The option of portable extended delivery of transcranial ultrasound for sonothrombolysis has been a longstanding need but has not previously been realized. The apparatus of the invention is configured for continuous autonomous operation for 2 hrs, for 4 hours, for up to 12 hours, or for longer with intermittent operation, without operator intervention or recharge, and hence may be used non-invasively in stroke prophylaxis, as a follow-up to administration of thrombolytic drugs, and for other neurovascular conditions where persistent exposure to low amplitude ultrasound is desirable.
Tools for non-invasive sonothrombolysis, as known in the art, remain experimental, and have not yet resulted in changes to the basic standard of care for stroke or dramatically improved the prognosis. Recent clinical trials supplementing r-tPA with transcranial ultrasound resulted in an unacceptably high incidence of intracranial hemolysis (ICH) and the trials were stopped. Since then, no advance in the clinical use of transcranial sonothrombolysis has been reported.
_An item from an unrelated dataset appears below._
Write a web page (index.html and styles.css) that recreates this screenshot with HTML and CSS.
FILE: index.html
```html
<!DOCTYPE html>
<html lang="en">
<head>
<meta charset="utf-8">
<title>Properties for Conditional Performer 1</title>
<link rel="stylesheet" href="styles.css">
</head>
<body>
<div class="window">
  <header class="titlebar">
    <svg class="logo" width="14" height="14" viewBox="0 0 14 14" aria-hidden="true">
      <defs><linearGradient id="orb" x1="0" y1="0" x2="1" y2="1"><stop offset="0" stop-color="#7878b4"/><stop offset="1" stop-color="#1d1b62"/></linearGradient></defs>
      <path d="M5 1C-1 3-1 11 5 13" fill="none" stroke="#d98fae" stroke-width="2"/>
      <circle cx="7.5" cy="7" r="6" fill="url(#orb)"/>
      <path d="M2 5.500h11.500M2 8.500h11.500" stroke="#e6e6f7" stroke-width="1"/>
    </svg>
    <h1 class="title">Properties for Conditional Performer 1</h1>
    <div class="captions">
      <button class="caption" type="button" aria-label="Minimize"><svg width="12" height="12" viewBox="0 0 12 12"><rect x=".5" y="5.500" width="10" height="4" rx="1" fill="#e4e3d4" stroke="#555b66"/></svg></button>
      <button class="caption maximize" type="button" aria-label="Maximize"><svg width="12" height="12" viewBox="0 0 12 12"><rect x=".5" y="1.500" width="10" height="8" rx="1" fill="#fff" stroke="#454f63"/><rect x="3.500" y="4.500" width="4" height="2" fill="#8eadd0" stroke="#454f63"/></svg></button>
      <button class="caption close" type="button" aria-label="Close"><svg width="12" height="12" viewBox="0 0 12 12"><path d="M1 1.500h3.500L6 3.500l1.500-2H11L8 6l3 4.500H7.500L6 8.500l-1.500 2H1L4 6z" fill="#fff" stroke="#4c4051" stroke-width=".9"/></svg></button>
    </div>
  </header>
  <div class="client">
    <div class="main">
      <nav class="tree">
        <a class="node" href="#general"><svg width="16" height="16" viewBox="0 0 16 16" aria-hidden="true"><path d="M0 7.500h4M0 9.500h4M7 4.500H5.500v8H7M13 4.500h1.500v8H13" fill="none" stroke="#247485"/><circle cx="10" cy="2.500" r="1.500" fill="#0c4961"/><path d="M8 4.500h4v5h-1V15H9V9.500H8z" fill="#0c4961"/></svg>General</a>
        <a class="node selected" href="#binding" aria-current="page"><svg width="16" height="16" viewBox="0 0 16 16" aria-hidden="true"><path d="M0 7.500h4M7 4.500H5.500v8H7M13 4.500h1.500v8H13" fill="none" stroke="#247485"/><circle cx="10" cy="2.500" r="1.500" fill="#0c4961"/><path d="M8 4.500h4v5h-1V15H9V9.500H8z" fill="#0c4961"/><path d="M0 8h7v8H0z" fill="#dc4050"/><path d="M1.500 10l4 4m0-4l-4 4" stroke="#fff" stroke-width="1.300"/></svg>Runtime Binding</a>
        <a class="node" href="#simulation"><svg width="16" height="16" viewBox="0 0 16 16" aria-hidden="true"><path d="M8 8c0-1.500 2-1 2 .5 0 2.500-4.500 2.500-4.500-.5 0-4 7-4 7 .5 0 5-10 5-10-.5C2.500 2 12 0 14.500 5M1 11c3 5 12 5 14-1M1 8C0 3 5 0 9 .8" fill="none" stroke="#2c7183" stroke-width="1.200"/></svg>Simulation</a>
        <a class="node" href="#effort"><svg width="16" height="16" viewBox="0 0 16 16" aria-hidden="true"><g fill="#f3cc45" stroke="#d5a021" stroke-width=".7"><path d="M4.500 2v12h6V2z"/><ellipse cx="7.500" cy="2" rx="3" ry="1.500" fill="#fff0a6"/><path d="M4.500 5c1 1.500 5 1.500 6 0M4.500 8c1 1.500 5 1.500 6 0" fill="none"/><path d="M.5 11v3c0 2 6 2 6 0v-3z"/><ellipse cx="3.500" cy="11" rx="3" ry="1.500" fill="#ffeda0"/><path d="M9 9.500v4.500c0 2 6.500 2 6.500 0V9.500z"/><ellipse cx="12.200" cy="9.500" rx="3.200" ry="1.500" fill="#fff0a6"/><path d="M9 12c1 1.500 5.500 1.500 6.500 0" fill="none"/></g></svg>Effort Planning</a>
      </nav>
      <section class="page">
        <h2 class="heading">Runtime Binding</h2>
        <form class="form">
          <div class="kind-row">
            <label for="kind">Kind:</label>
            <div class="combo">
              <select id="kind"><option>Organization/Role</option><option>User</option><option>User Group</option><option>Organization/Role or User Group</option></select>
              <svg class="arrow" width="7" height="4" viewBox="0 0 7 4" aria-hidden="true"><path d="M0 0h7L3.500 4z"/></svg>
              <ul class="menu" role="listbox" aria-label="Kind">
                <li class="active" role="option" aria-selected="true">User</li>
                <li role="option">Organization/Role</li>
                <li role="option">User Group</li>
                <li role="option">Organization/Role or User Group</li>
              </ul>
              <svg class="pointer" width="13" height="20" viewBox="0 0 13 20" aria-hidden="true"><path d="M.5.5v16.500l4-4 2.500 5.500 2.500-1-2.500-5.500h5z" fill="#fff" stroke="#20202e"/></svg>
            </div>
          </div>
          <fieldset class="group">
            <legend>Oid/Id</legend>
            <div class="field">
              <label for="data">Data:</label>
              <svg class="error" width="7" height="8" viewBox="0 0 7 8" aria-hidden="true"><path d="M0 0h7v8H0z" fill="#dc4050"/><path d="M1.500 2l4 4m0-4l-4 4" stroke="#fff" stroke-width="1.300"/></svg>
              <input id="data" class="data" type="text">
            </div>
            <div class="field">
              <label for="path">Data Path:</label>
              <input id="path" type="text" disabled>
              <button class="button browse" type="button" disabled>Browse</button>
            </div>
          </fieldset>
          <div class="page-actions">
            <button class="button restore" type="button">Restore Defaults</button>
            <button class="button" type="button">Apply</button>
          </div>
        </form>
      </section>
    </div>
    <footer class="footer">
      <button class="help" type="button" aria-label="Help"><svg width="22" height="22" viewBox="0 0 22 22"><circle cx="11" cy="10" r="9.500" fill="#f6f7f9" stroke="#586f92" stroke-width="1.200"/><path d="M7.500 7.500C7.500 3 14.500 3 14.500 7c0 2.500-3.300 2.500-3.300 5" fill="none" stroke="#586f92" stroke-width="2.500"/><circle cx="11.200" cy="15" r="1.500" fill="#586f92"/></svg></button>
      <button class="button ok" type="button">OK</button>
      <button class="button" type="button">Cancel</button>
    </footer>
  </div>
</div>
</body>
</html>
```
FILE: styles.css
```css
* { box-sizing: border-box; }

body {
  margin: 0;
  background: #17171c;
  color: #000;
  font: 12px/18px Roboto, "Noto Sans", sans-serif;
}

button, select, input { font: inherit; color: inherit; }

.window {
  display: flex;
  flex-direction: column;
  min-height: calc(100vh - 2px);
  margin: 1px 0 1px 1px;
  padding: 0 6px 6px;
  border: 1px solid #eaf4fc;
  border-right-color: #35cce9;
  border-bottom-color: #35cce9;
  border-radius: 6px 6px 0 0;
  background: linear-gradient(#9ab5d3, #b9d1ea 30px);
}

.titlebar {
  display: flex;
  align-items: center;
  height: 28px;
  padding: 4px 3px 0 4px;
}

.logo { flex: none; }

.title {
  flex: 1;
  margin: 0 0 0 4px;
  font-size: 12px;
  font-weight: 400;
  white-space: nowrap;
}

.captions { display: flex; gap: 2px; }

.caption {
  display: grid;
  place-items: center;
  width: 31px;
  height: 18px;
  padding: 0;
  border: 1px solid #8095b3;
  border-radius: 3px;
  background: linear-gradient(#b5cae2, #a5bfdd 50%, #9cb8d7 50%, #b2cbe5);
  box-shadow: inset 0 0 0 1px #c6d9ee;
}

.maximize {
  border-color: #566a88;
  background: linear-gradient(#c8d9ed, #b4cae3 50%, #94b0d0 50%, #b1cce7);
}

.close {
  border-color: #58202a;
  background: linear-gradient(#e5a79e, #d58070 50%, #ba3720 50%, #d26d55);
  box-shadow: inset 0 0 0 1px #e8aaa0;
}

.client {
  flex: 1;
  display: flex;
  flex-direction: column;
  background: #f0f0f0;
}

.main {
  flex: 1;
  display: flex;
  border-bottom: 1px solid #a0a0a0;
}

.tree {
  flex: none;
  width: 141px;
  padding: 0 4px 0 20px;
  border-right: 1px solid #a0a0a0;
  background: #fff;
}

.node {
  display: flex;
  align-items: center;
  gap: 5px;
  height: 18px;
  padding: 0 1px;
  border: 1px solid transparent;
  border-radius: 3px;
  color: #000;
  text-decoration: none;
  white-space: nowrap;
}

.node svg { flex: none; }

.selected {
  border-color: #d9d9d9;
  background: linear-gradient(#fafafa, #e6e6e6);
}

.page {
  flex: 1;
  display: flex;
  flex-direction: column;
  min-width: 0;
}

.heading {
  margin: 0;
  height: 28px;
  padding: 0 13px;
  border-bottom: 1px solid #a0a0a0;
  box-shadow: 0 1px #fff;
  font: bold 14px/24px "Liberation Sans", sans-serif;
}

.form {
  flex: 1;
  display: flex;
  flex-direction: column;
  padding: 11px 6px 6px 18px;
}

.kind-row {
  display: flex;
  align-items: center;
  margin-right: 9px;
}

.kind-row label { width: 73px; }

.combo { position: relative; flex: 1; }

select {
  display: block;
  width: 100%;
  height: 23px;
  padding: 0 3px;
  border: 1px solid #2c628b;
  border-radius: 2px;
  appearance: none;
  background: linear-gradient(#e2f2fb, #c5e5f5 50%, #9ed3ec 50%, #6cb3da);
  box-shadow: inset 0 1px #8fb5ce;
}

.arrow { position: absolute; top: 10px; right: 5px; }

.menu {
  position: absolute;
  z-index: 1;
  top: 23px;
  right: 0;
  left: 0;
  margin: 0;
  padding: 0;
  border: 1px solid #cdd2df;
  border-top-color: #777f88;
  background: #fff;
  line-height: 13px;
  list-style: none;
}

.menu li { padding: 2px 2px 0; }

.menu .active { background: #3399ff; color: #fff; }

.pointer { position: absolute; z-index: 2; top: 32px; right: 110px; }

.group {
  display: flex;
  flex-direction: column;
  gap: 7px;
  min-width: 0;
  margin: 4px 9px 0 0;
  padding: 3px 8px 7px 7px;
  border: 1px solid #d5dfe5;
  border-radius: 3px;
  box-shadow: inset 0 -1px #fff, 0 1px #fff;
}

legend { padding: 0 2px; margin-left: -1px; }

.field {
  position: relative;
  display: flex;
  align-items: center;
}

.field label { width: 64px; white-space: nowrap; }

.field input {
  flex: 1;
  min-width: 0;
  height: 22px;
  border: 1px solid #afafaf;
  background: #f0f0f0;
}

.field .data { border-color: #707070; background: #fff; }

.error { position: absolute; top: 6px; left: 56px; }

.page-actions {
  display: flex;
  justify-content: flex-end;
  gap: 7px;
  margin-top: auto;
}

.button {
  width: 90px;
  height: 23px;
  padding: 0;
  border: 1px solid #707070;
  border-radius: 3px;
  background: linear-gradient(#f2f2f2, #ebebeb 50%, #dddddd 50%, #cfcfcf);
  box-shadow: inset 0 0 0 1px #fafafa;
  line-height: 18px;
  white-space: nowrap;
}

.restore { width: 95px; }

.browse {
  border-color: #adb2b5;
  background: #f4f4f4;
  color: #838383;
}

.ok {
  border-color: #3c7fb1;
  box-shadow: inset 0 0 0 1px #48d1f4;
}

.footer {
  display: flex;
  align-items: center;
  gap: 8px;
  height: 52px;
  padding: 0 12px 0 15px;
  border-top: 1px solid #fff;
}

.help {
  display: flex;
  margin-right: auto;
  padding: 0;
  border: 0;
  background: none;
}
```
Importantly, centralized stroke centers that specialize in stroke diagnosis and advanced treatment—absent sonothrombolysis—have improved mortality and morbidity following stroke by only 20% overall. Each year in the United States, 700,000 strokes occur and more than 150,000 deaths are caused by strokes. Following a stroke, life expectancy drops to 5 years or less for most victims. When r-tPA is given alone, reperfusion is not achieved in 74% of cases (according to del Zoppo et al, 1992, Ann Neurol 32:78-86). Thus there is a need for new solutions and improvements in therapy. The problems of existing invasive therapies, the risk of administration of r-tPA among them, continue to outweigh potential benefits in the estimation of many physicians, and there is a long-felt and unmet need for a therapy for stroke having improved efficacy; a need for a therapy that is non-invasive and safe; a need for a therapy that does not require trained sonographers to administer and instead relies on craniological landmarks to align a plurality of transducer arrays for insonation of the cerebral vasculature associated with most strokes; a need to begin treatment prior to a definitive diagnosis by CT or MRI; the need for reproducible therapy based on autonomous administration of a cyclical regime insonation at defined frequency, pulse repetition frequency (PRF), pulse train repetition frequency (PTRF), pulse duration, peak rarefaction pressure and beam centerline vector; and the need to begin treatment prior to administration of r-tPA, while not limited thereto.
Serendipitously, we have unexpectedly discovered that the device we have developed for stroke is also suitable more generally for non-invasive therapies in a variety of neurological and vascular conditions such as migraine, intracranial hypertension, hydrocephalus and even the common headache, which are also associated with significant loss of productivity and quality of life, and also may be used with negligible or minimal risk as an adjunct therapy in drug delivery and for release of mediators of physiological function such as endogenous tissue plasminogen activator, nitric oxide, and prostaglandins.